Examples of coercive control and behaviour
Here are some examples of real-life coercive behaviour:
- Controlling what you eat and weigh (you may be told that this is for ‘your own good’, but it is still coercive and controlling behaviour).
- Stopping you from having a shower or bath at times other than stipulated.
- Preventing you from leaving the family home on your own or stopping you from seeing your friends and family.
- Restricting your access to money so you only get an allowance to buy food and must account for any money spent by you.
- Telling you that you can’t pick up the baby or play with the children other than at times allowed.
- Telling you that you can’t go online or monitoring your computer and telephone usage.
- Dictating what clothes you should wear (either too modest or too flamboyant for your taste) or saying what make-up you can wear (if any).
Coercive control can occur remotely. Some of the most intimidating coercive behaviour can be carried out by bombarding someone with text messages and phone calls, or remote spying activities.

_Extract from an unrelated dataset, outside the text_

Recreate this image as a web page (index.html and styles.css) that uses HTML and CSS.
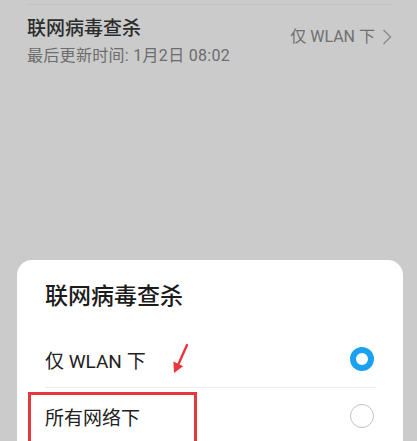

Coercive control and who it affects
Coercion and control does not just affect women in heterosexual relationships. Women can also coerce and control their male partners or husbands. Coercion and control also occur in same sex relationships.
If something amounts to coercive and controlling behaviour, then it doesn’t matter if you are married, in a civil partnership or cohabiting and living together. It is the act or behaviour that is important rather than the legal status of your family relationship.
If a partner is controlling, their behaviour may also affect the children. For example, they may not give the children appropriate freedoms for their age, or the children may be emotionally affected by witnessing the coercive control exercised by one parent over the other.
Recognising Coercive Behaviour
Coercive and controlling behaviour can be insidious and hard for you or your friends and family to spot. That is because the coercion can be subtle or the degree of control can grow slowly over time, so you don’t recognise it for what it is. For example, getting you to agree that it is too much hassle to see your mother every week, to eventually telling you who you can and can’t see.
When you are in a relationship, or you are a close friend or family member, it can be hard to spot or recognise coercive behaviour, often because it is dressed up as ‘only wanting to do what is best’ or because it is said you are so stupid or mentally unwell that your partner or husband or wife knows what is best for you.
What one person would describe as coercive and controlling behaviour may be the normal experience of a husband, wife or partner who is so used to such controlling behaviour that they have become immune to it and adapted their life and thought processes around their partner’s behaviour so as not to upset them or to fit in.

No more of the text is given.